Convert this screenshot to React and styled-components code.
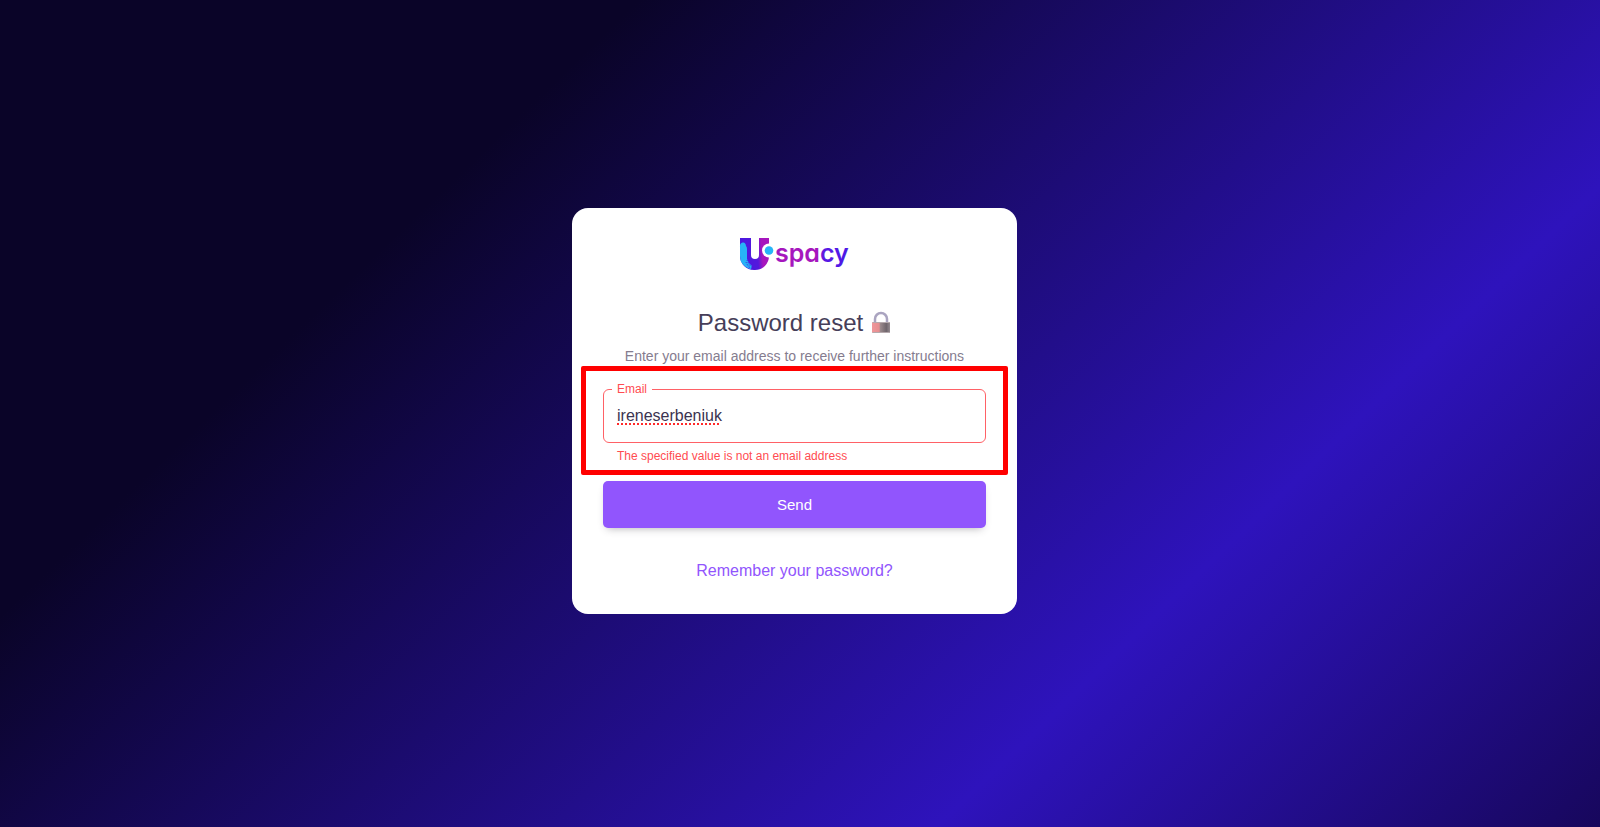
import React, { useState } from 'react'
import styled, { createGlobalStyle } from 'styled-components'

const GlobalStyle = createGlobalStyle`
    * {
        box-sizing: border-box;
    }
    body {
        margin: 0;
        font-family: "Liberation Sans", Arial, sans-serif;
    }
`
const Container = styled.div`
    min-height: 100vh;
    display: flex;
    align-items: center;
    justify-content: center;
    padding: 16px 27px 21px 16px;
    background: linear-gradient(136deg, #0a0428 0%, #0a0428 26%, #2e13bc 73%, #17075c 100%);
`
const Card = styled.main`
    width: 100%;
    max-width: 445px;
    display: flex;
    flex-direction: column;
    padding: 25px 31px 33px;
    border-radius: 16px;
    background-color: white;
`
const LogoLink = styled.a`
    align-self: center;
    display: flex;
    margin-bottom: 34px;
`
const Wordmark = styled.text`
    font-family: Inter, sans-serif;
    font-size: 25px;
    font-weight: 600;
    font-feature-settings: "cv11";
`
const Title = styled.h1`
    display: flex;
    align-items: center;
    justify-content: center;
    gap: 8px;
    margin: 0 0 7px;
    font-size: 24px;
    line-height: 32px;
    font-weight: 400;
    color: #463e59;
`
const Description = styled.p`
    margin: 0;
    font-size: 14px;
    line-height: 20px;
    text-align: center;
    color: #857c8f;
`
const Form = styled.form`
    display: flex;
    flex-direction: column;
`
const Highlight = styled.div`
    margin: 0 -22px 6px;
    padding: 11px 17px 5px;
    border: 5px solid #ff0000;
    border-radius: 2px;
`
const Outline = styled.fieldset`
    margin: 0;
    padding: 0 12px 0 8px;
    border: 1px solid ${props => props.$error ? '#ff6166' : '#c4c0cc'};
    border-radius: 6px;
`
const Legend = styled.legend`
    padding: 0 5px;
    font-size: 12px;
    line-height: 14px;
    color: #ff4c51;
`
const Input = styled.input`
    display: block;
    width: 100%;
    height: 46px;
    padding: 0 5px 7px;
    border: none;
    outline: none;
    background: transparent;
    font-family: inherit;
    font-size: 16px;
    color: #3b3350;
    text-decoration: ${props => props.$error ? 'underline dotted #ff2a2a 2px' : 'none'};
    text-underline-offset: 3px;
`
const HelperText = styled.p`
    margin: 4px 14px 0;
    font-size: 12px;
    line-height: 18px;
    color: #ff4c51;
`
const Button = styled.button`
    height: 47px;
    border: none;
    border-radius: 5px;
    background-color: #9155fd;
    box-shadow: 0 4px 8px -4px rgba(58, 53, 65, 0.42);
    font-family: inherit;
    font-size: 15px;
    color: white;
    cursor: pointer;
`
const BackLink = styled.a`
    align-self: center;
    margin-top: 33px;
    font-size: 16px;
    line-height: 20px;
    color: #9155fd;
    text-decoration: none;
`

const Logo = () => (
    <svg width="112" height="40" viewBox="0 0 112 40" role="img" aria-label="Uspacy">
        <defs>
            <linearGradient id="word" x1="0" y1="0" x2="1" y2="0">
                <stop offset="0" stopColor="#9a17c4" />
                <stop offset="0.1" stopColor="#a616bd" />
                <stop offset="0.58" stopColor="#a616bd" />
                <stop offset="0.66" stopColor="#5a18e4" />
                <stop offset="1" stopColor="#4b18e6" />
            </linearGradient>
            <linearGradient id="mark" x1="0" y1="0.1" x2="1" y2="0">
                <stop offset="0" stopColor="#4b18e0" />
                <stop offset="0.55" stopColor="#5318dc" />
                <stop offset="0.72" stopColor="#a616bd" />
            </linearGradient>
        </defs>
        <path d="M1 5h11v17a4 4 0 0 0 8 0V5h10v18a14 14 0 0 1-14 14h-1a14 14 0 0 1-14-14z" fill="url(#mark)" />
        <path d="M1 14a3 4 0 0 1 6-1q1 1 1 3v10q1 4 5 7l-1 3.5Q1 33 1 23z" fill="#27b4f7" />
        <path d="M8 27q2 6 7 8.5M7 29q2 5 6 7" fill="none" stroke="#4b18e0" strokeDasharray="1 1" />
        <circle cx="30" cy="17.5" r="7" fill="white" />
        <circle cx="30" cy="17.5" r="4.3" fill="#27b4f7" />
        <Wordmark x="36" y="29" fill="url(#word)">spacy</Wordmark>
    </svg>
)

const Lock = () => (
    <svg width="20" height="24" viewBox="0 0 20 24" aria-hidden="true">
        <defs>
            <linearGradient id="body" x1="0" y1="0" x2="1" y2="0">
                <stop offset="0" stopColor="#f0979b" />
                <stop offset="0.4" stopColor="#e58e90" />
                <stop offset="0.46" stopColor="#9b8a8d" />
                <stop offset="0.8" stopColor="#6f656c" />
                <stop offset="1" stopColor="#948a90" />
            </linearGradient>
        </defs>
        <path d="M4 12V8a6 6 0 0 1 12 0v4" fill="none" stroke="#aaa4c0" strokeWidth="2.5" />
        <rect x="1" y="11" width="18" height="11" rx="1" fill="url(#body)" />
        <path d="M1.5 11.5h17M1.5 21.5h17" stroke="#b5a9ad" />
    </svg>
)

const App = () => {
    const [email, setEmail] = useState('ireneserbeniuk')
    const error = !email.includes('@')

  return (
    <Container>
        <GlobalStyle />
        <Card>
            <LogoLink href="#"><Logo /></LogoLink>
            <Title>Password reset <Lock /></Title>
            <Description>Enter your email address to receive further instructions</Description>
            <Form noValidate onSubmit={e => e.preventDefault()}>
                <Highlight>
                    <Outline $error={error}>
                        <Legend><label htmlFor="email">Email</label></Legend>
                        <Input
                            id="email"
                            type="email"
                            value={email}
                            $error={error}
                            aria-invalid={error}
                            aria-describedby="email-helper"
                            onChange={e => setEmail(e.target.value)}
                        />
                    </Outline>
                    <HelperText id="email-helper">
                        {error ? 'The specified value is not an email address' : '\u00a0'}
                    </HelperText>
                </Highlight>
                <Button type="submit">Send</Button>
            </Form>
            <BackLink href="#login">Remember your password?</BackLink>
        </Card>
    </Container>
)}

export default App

Instructions for the task
Give an exact copy of the material, leaving out every picture.

Exercise result
Convert this screenshot to React and styled-components code.
import React, { useState } from 'react'
import styled, { createGlobalStyle } from 'styled-components'

const GlobalStyle = createGlobalStyle`
    * {
        box-sizing: border-box;
    }
    body {
        margin: 0;
        font-family: "Liberation Sans", Arial, sans-serif;
    }
`
const Container = styled.div`
    min-height: 100vh;
    display: flex;
    align-items: center;
    justify-content: center;
    padding: 16px 27px 21px 16px;
    background: linear-gradient(136deg, #0a0428 0%, #0a0428 26%, #2e13bc 73%, #17075c 100%);
`
const Card = styled.main`
    width: 100%;
    max-width: 445px;
    display: flex;
    flex-direction: column;
    padding: 25px 31px 33px;
    border-radius: 16px;
    background-color: white;
`
const LogoLink = styled.a`
    align-self: center;
    display: flex;
    margin-bottom: 34px;
`
const Wordmark = styled.text`
    font-family: Inter, sans-serif;
    font-size: 25px;
    font-weight: 600;
    font-feature-settings: "cv11";
`
const Title = styled.h1`
    display: flex;
    align-items: center;
    justify-content: center;
    gap: 8px;
    margin: 0 0 7px;
    font-size: 24px;
    line-height: 32px;
    font-weight: 400;
    color: #463e59;
`
const Description = styled.p`
    margin: 0;
    font-size: 14px;
    line-height: 20px;
    text-align: center;
    color: #857c8f;
`
const Form = styled.form`
    display: flex;
    flex-direction: column;
`
const Highlight = styled.div`
    margin: 0 -22px 6px;
    padding: 11px 17px 5px;
    border: 5px solid #ff0000;
    border-radius: 2px;
`
const Outline = styled.fieldset`
    margin: 0;
    padding: 0 12px 0 8px;
    border: 1px solid ${props => props.$error ? '#ff6166' : '#c4c0cc'};
    border-radius: 6px;
`
const Legend = styled.legend`
    padding: 0 5px;
    font-size: 12px;
    line-height: 14px;
    color: #ff4c51;
`
const Input = styled.input`
    display: block;
    width: 100%;
    height: 46px;
    padding: 0 5px 7px;
    border: none;
    outline: none;
    background: transparent;
    font-family: inherit;
    font-size: 16px;
    color: #3b3350;
    text-decoration: ${props => props.$error ? 'underline dotted #ff2a2a 2px' : 'none'};
    text-underline-offset: 3px;
`
const HelperText = styled.p`
    margin: 4px 14px 0;
    font-size: 12px;
    line-height: 18px;
    color: #ff4c51;
`
const Button = styled.button`
    height: 47px;
    border: none;
    border-radius: 5px;
    background-color: #9155fd;
    box-shadow: 0 4px 8px -4px rgba(58, 53, 65, 0.42);
    font-family: inherit;
    font-size: 15px;
    color: white;
    cursor: pointer;
`
const BackLink = styled.a`
    align-self: center;
    margin-top: 33px;
    font-size: 16px;
    line-height: 20px;
    color: #9155fd;
    text-decoration: none;
`

const Logo = () => (
    <svg width="112" height="40" viewBox="0 0 112 40" role="img" aria-label="Uspacy">
        <defs>
            <linearGradient id="word" x1="0" y1="0" x2="1" y2="0">
                <stop offset="0" stopColor="#9a17c4" />
                <stop offset="0.1" stopColor="#a616bd" />
                <stop offset="0.58" stopColor="#a616bd" />
                <stop offset="0.66" stopColor="#5a18e4" />
                <stop offset="1" stopColor="#4b18e6" />
            </linearGradient>
            <linearGradient id="mark" x1="0" y1="0.1" x2="1" y2="0">
                <stop offset="0" stopColor="#4b18e0" />
                <stop offset="0.55" stopColor="#5318dc" />
                <stop offset="0.72" stopColor="#a616bd" />
            </linearGradient>
        </defs>
        <path d="M1 5h11v17a4 4 0 0 0 8 0V5h10v18a14 14 0 0 1-14 14h-1a14 14 0 0 1-14-14z" fill="url(#mark)" />
        <path d="M1 14a3 4 0 0 1 6-1q1 1 1 3v10q1 4 5 7l-1 3.5Q1 33 1 23z" fill="#27b4f7" />
        <path d="M8 27q2 6 7 8.5M7 29q2 5 6 7" fill="none" stroke="#4b18e0" strokeDasharray="1 1" />
        <circle cx="30" cy="17.5" r="7" fill="white" />
        <circle cx="30" cy="17.5" r="4.3" fill="#27b4f7" />
        <Wordmark x="36" y="29" fill="url(#word)">spacy</Wordmark>
    </svg>
)

const Lock = () => (
    <svg width="20" height="24" viewBox="0 0 20 24" aria-hidden="true">
        <defs>
            <linearGradient id="body" x1="0" y1="0" x2="1" y2="0">
                <stop offset="0" stopColor="#f0979b" />
                <stop offset="0.4" stopColor="#e58e90" />
                <stop offset="0.46" stopColor="#9b8a8d" />
                <stop offset="0.8" stopColor="#6f656c" />
                <stop offset="1" stopColor="#948a90" />
            </linearGradient>
        </defs>
        <path d="M4 12V8a6 6 0 0 1 12 0v4" fill="none" stroke="#aaa4c0" strokeWidth="2.5" />
        <rect x="1" y="11" width="18" height="11" rx="1" fill="url(#body)" />
        <path d="M1.5 11.5h17M1.5 21.5h17" stroke="#b5a9ad" />
    </svg>
)

const App = () => {
    const [email, setEmail] = useState('ireneserbeniuk')
    const error = !email.includes('@')

  return (
    <Container>
        <GlobalStyle />
        <Card>
            <LogoLink href="#"><Logo /></LogoLink>
            <Title>Password reset <Lock /></Title>
            <Description>Enter your email address to receive further instructions</Description>
            <Form noValidate onSubmit={e => e.preventDefault()}>
                <Highlight>
                    <Outline $error={error}>
                        <Legend><label htmlFor="email">Email</label></Legend>
                        <Input
                            id="email"
                            type="email"
                            value={email}
                            $error={error}
                            aria-invalid={error}
                            aria-describedby="email-helper"
                            onChange={e => setEmail(e.target.value)}
                        />
                    </Outline>
                    <HelperText id="email-helper">
                        {error ? 'The specified value is not an email address' : '\u00a0'}
                    </HelperText>
                </Highlight>
                <Button type="submit">Send</Button>
            </Form>
            <BackLink href="#login">Remember your password?</BackLink>
        </Card>
    </Container>
)}

export default App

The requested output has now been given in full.